Gomez touts importance of Gaming Bill
Guardian Senior Reporter
Published: Oct 29, 2013
Minister of State for Legal Affairs Damian Gomez said yesterday the debate on the Gaming Bill should not be muddled with the argument over whether Bahamians should be permitted to gamble legally in The Bahamas.
“I want to stress that we are competing with the world and not with ourselves,” said Gomez while speaking at the opening of the Caribbean Gaming Forum at Atlantis resort.
“The discussion of citizens gaming is a completely different discussion than the one we are having concerning our tourism product. To suggest that they are the same is grossly misleading.”
Gomez said the Gaming Bill is aimed at increasing casino revenue and related taxes while stimulating more jobs in the tourism industry.
He said the long-awaited reforms to the gaming legislation would make the country’s gaming sector more competitive internationally.
Gomez said the government has seen a steady decline in taxes from casinos over a 10-year period, which underscores the need to revamp the legislative framework for the industry.
“It was estimated last year that government tax revenues have declined by 29.4 percent over a 10-year period,” Gomez said.
“When the government experiences a 30 percent decline in taxes, it is time to take a closer look at the performance of a sector, it becomes necessary to re-evaluate the needs of the sector and it becomes critically important to make all of the necessary adjustments to recapture that lost revenue and to improve tax collection.”

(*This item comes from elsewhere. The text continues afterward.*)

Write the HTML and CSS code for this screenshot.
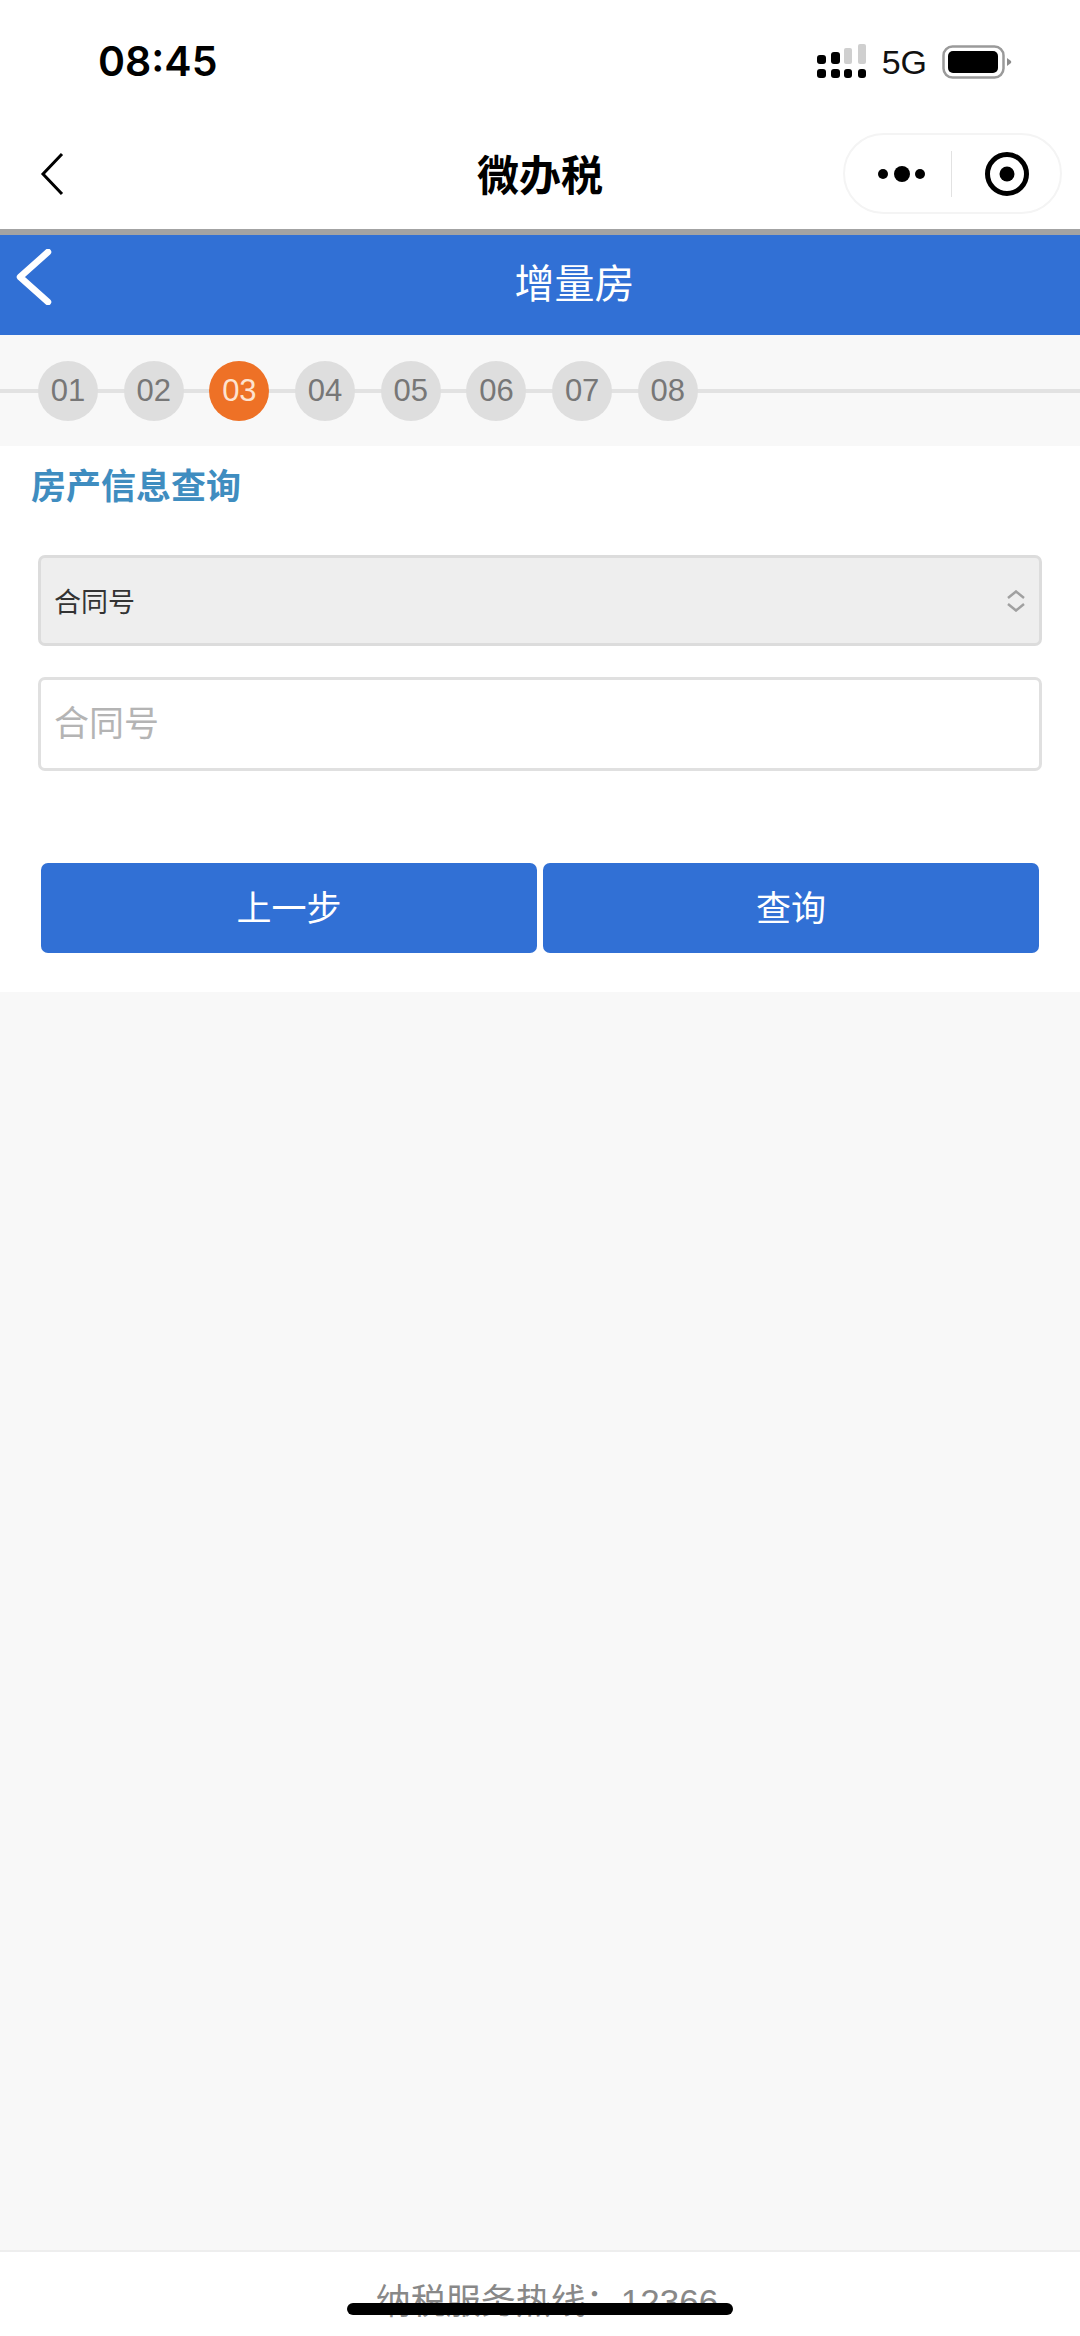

He noted that hotels with casinos “create economic zones”, which lead to increased opportunities for indirect jobs. Expanding the gaming offerings of local casinos will also increase visitor arrivals and keep guests coming back, he added.
“We must remember that The Bahamas is a very small country and that each dollar spent in this country is a dollar earned by the people of this country,” Gomez said.
The Gaming Bill was tabled in the House of Assembly nearly two weeks ago.
Some observers have criticized the government over provisions in the bill that would allow casinos to offer mobile and Internet gaming, while preventing web shops from legally doing so.
Last week, Prime Minister Perry Christie suggested that there is no consensus in his party over controversial elements of the bill.
“The issue of discrimination will come up, and I’m saying right now we will deal with it,” Christie said.